The single decision to be made is: should EBP point to the end of the frame (on the stack) or to the start of the frame? I think your C++ compiler makes EBP point to the start of the frame.

kind regards,

Jos

[Zack]

I don't know why I put those comments the way I did. I revised them after I posted because I realized how stupid it was to ignore those lines. They were the most important in the whole example.

The first example was just to demonstrate passing the variable to another function.

As for the second example: EBP means the base pointer, which is the base of the current stack frame. In this case, it points to the bottom (I guess you'd call that the start) of the frame, and everything atop that is allocated one-by-one to facilitate the function. I've never seen a compiler say, "MOV EBP,ESP ; ADD ESP,someValue" then place everything allocated below ESP.

Occasionally you will see a function do the ADD ESP line at the start, then SUB it at the end. This is rare though, and even in cases that it is done, you will notice that it's usually with values of 0xFF or higher.

[JosAH]

Occasionally you will see a function do the ADD ESP line at the start, then SUB it at the end. This is rare though, and even in cases that it is done, you will notice that it's usually with values of 0xFF or higher.

Ok, I think our little discussion has become moot: your C++ compiler blurs the distinction because of its register optimization of local variables. It does use a frame for its local variables pointed to by the EBP register though ...

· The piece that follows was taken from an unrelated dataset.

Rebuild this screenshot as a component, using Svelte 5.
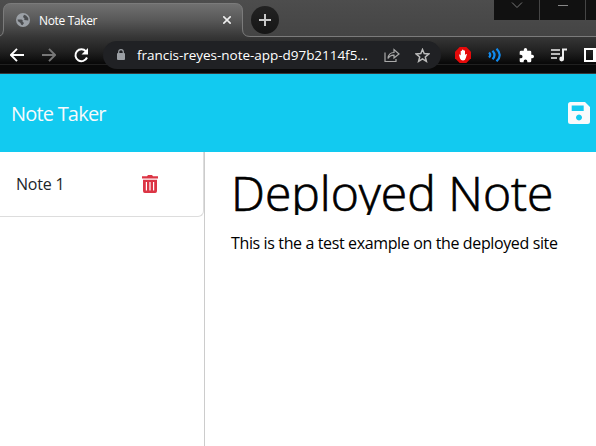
<script>
  let noteTitle = 'Deployed Note';
  let noteText = 'This is the a test example on the deployed site';
  const notes = ['Note 1'];
</script>

<div class="window">
  <div class="chrome">
    <svg class="frame" width="596" height="74" viewBox="0 0 596 74">
      <defs>
        <linearGradient id="strip" x1="0" y1="0" x2="0" y2="1">
          <stop offset="0" stop-color="#4d4d4d" /><stop offset="1" stop-color="#444" />
        </linearGradient>
        <linearGradient id="bar" gradientUnits="userSpaceOnUse" x1="0" y1="3" x2="0" y2="64">
          <stop offset="0" stop-color="#727272" /><stop offset=".28" stop-color="#585858" />
          <stop offset=".56" stop-color="#363636" /><stop offset=".8" stop-color="#202020" /><stop offset="1" stop-color="#070707" />
        </linearGradient>
      </defs>
      <rect width="596" height="37" fill="url(#strip)" />
      <path d="M0 36Q3.500 35 3.500 30V11Q3.500 3.500 11 3.500H235Q242.500 3.500 242.500 11V29Q242.500 36.500 250 36.500H596V64H0Z" fill="url(#bar)" />
      <path d="M0 36Q3.500 35 3.500 30V11Q3.500 3.500 11 3.500H235Q242.500 3.500 242.500 11V29Q242.500 36.500 250 36.500H596" fill="none" stroke="#7b7b7b" />
      <rect y="63" width="596" height="11" fill="#090909" />
      <path d="M0 64.500H596" stroke="#202020" />
      <path d="M0 73.500H596" stroke="#363a3b" />
    </svg>
    <div class="tabs">
      <div class="tab">
        <svg width="14" height="14" viewBox="0 0 14 14"><circle cx="7" cy="7" r="7" fill="#9ba0a6" /><path d="M1.500 6.500H5.500Q7.500 7 6.500 8.500L8 10 6.500 12.300Q4.500 12 4.500 10L2 8.300ZM8 1.800 7 4 8.500 5.500 8.200 7 12.300 7.500Q12.500 4 10 2.500Z" fill="#4b4d50" /></svg>
        <span class="tab-title">Note Taker</span>
        <svg class="close" width="8" height="8" viewBox="0 0 8 8"><path d="m.3.3 7.400 7.400m0-7.400-7.400 7.400" stroke="#eee" stroke-width="1.600" /></svg>
      </div>
      <div class="new-tab"><svg width="12" height="12" viewBox="0 0 12 12"><path d="M0 6H12M6 0V12" stroke="#c8c8c8" stroke-width="2" /></svg></div>
      <div class="controls">
        <span><svg width="12" height="8"><path d="m1 1.500 5 5 5-5" fill="none" stroke="#777" /></svg></span>
        <span><svg width="10" height="8"><path d="M0 4.500H10" stroke="#888" /></svg></span>
        <span></span>
      </div>
    </div>
    <div class="toolbar">
      <svg width="14" height="14" viewBox="0 0 14 14"><path d="M14 7H1.500M7 .8.9 7 7 13.200" fill="none" stroke="#fff" stroke-width="1.900" /></svg>
      <svg class="forward" width="14" height="14" viewBox="0 0 14 14"><path d="M0 7H12.500M7 .8 13.100 7 7 13.200" fill="none" stroke="#777" stroke-width="1.900" /></svg>
      <svg class="reload" width="15" height="15" viewBox="0 0 15 15"><path d="M12 3.300A6 6 0 1 0 13 9.500" fill="none" stroke="#fff" stroke-width="2" /><path d="M14 0V6.500H7.500Z" fill="#fff" /></svg>
      <div class="address">
        <svg width="8" height="12" viewBox="0 0 8 12"><rect y="4" width="8" height="7" rx="1" fill="#9ca0a5" /><path d="M1.700 5V3Q1.700.7 4 .7T6.300 3V5" fill="none" stroke="#9ca0a5" stroke-width="1.200" /></svg>
        <span class="url">francis-reyes-note-app-d97b2114f5...</span>
        <svg class="share" width="16" height="15" viewBox="0 0 16 15"><path d="M1 4.500V13.500H12V11M4 10.500Q4.500 4.500 10 4.500V1.500L15 6 10 10V7.200Q6 7 4 10.500Z" fill="none" stroke="#aaa" stroke-width="1.200" /></svg>
        <svg class="star" width="15" height="15" viewBox="0 0 15 15"><path d="M7.500 1.500 9.200 5.600 13.700 6 10.300 8.900 11.400 13.300 7.500 10.900 3.600 13.300 4.700 8.900 1.300 6 5.800 5.600Z" fill="none" stroke="#bbb" stroke-width="1.500" /></svg>
      </div>
      <div class="extensions">
        <svg width="16" height="16" viewBox="0 0 16 16"><path d="M4.700 0H11.300L16 4.700V11.300L11.300 16H4.700L0 11.300V4.700Z" fill="#e50a0a" /><path d="M4 7.500Q5 7 5.700 8.500V4Q6.300 3.300 7 4V3Q7.700 2.200 8.500 3V3.500Q9.300 3 10 4V8Q11 6.500 12 7L10.800 11Q10.200 13.500 8 13.500 5.800 13.500 5 11.500Z" fill="#fff" /></svg>
        <svg width="14" height="14" viewBox="0 0 14 14"><path d="M1 4.500Q3.500 7 1 9.500M4.500 2.700Q8.500 7 4.500 11.300M8.500.7Q15 7 8.500 13.300" fill="none" stroke="#118bef" stroke-width="2.200" /></svg>
        <svg width="15" height="15" viewBox="1 1 22 22"><path d="M20.500 11H19V7a2 2 0 0 0-2-2h-4V3.500a2.500 2.500 0 0 0-5 0V5H4a2 2 0 0 0-2 2v3.800h1.500a2.700 2.700 0 0 1 0 5.400H2V20a2 2 0 0 0 2 2h3.800v-1.500a2.700 2.700 0 0 1 5.400 0V22H17a2 2 0 0 0 2-2v-4h1.500a2.500 2.500 0 0 0 0-5Z" fill="#fff" /></svg>
        <svg width="16" height="14" viewBox="0 0 16 14"><path d="M0 2H9M0 6H9M0 10H6" stroke="#eee" stroke-width="1.700" /><path d="M12 11V1.500H16" fill="none" stroke="#eee" stroke-width="2" /><circle cx="10.700" cy="11" r="2.400" fill="#eee" /></svg>
        <svg class="panel" width="14" height="14" viewBox="0 0 14 14"><path d="M1 1H13V13H1Z" fill="none" stroke="#fff" stroke-width="2" /><path d="M9 1H13V13H9Z" fill="#fff" /></svg>
      </div>
    </div>
  </div>

  <header>
    <span class="brand">Note Taker</span>
    <svg width="22" height="22" viewBox="0 0 22 22"><path fill-rule="evenodd" d="M2.500 0H17L22 5V19.500Q22 22 19.500 22H2.500Q0 22 0 19.500V2.500Q0 0 2.500 0ZM3.700 3.500V9H15.700V3.500ZM11 12.500a3 3 0 1 0 .01 0Z" fill="#f8fafc" /></svg>
  </header>
  <main>
    <aside>
      {#each notes as note}
        <div class="note">
          <span class="note-name">{note}</span>
          <svg width="16" height="18" viewBox="0 0 16 18"><path fill-rule="evenodd" d="M0 1.200H5L6 0H10L11 1.200H16V3.400H0ZM1 4.700H15V16Q15 18 13.200 18H2.800Q1 18 1 16ZM3.800 7V15.500H5V7ZM7.400 7V15.500H8.600V7ZM11 7V15.500H12.200V7Z" fill="#dc3545" /></svg>
        </div>
      {/each}
    </aside>
    <section>
      <h1><span>{noteTitle}</span></h1>
      <p><span>{noteText}</span></p>
    </section>
  </main>
</div>

<style>
  :global(body) { margin: 0; }
  .window { width: 596px; height: 446px; display: flex; flex-direction: column; overflow: hidden; background: #fff; font-family: "Open Sans", "Noto Sans", sans-serif; }
  svg { display: block; flex: none; }
  span { white-space: nowrap; }
  .chrome { position: relative; height: 74px; flex: none; }
  .frame { position: absolute; inset: 0; }
  .tabs { position: relative; display: flex; height: 37px; }
  .tab { box-sizing: border-box; width: 243px; height: 34px; margin-top: 3px; padding: 0 12px 0 16px; display: flex; align-items: center; }
  .tab-title { margin-left: 9px; color: #fff; font-size: 12px; letter-spacing: -.35px; }
  .close { margin-left: auto; }
  .new-tab { width: 28px; height: 28px; margin: 6px 0 0 8px; border-radius: 50%; background: linear-gradient(#222, #161616); display: flex; align-items: center; justify-content: center; }
  .controls { display: flex; gap: 1px; height: 20px; margin-left: auto; background: #454545; }
  .controls span { width: 45px; background: #111; display: flex; justify-content: center; padding-top: 1px; box-sizing: border-box; }
  .controls span:last-child { width: 10px; }
  .toolbar { position: relative; display: flex; align-items: center; height: 36px; padding-left: 10px; }
  .forward { margin-left: 18px; }
  .reload { margin-left: 18px; }
  .address { box-sizing: border-box; width: 338px; height: 28px; margin-left: 14px; padding: 0 11px 0 14px; border-radius: 14px; background: #202124; display: flex; align-items: center; }
  .url { width: 232px; margin-left: 12px; color: #fff; font-size: 13.5px; letter-spacing: -.03px; }
  .share { margin-left: 15px; }
  .star { margin-left: auto; }
  .extensions { display: flex; align-items: center; gap: 17px; margin-left: 14px; width: 141px; overflow: hidden; }
  header { box-sizing: border-box; flex: none; height: 78px; display: flex; align-items: center; justify-content: space-between; padding: 0 6px 0 11px; background: #12caf0; }
  .brand { color: #f8fafc; font-size: 20px; letter-spacing: -.8px; }
  main { display: flex; flex: 1; }
  aside { width: 204px; border-right: 1px solid #ccc; }
  .note { box-sizing: border-box; height: 65px; padding: 0 45px 1px 16px; border-bottom: 1px solid #ddd; border-right: 1px solid #ddd; border-bottom-right-radius: 6px; display: flex; align-items: center; justify-content: space-between; }
  .note-name { color: #212529; font-size: 16px; letter-spacing: -.2px; }
  section { padding: 10px 0 0 26px; }
  h1 { height: 53px; margin: 0; overflow: hidden; font-size: 48px; font-weight: 300; line-height: 62px; color: #000; -webkit-text-stroke: .7px #000; }
  p { margin: 16px 0 0; font-size: 16px; letter-spacing: -.37px; line-height: 24px; color: #000; }
</style>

b.t.w. what do diesel engine parts have to do with this? ;-)

kind regards,

Jos

[Zack]

@ engine parts:
He's just a spam bot. Fubarable should remove him by morning.

@ Jos:
It seems that the compiler knows which is more useful: allocating a chunk of the stack or allocating each variable individually. Either way though, the C++ method seems faster as it is determined at compile time instead of run through the VM.

Either way, we've successfully determined that the OP's question is answered--in Java, all variables are allocated at once by the virtual machine.